I would also add a couple of other factors that might contribute to "activist lawyering" or "radical lawyering." First of all, I think an openness to non-conventional tactics might be part of it. There is some history of integrating proceedings in courtrooms with mobilization in the broader community. Presumably, there are times when this sort of extra-legal support can be helpful and other times when it is not. I would imagine most "regular lawyers" would not be interested in such mobilization at any time, but an "activist lawyer" or "radical lawyer" would possibly have an analysis of when such mobilizations were a good idea, and would endorse them and even help organize them on such occasions.

As well, presumably one's lawyering -- and here I mean it in the narrow sense -- is informed by one's analysis of the law, which is presumably integrated with one's larger political analysis. Staughton Lynd's participation as a lawyer in community and movement efforts to socialize segments of the Pittsburg steel industry in the '80s were dependent on (a) him having political goals that include social control over the means of production, and (b) him having an analysis of the current legal framework that could be applied (and argued and expanded) to help make that happen. Lots of lawyers would not have either of those. It seems to me this is why the Christian Right has developed its own law schools in the United States in the last few years: to have environments in which lawyers-in-training are affirmed and reinforced in having particular political goals (their version of (a)) and there is effort put into developing and popularizing within the ranks of the legal profession arguments and analysis which can help shape the law in directions consistent with those goals (their version of (b)).
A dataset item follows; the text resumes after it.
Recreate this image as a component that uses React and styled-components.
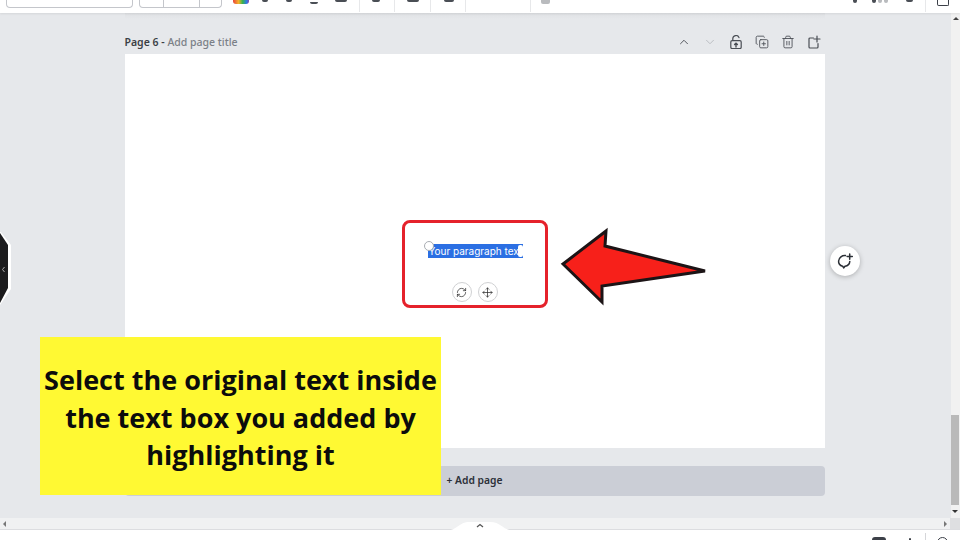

(Staughton Lynd, by the way, is a veteran activist in the United States, and was a minor icon in the New Left back in the '60s. He was an academic historian working in the south and he got involved in the civil rights movement. He did things like serve as one of the coordinators of the Mississippi Freedom Summer in 1964. He ended up leaving the academy, became a lawyer, and spent thirty years involved in workers' struggles in that capacity, and has more recently become involved in supporting the struggles of prisoners. He visited Hamilton back when I was doing a radio show, and I had the pleasure of doing an hour-long interview with him. In fact, his concept of "long-distance runners" in social change, which he talks about in the book I mention above, helped me when I was initially defining how I wanted to focus my social movement history project.)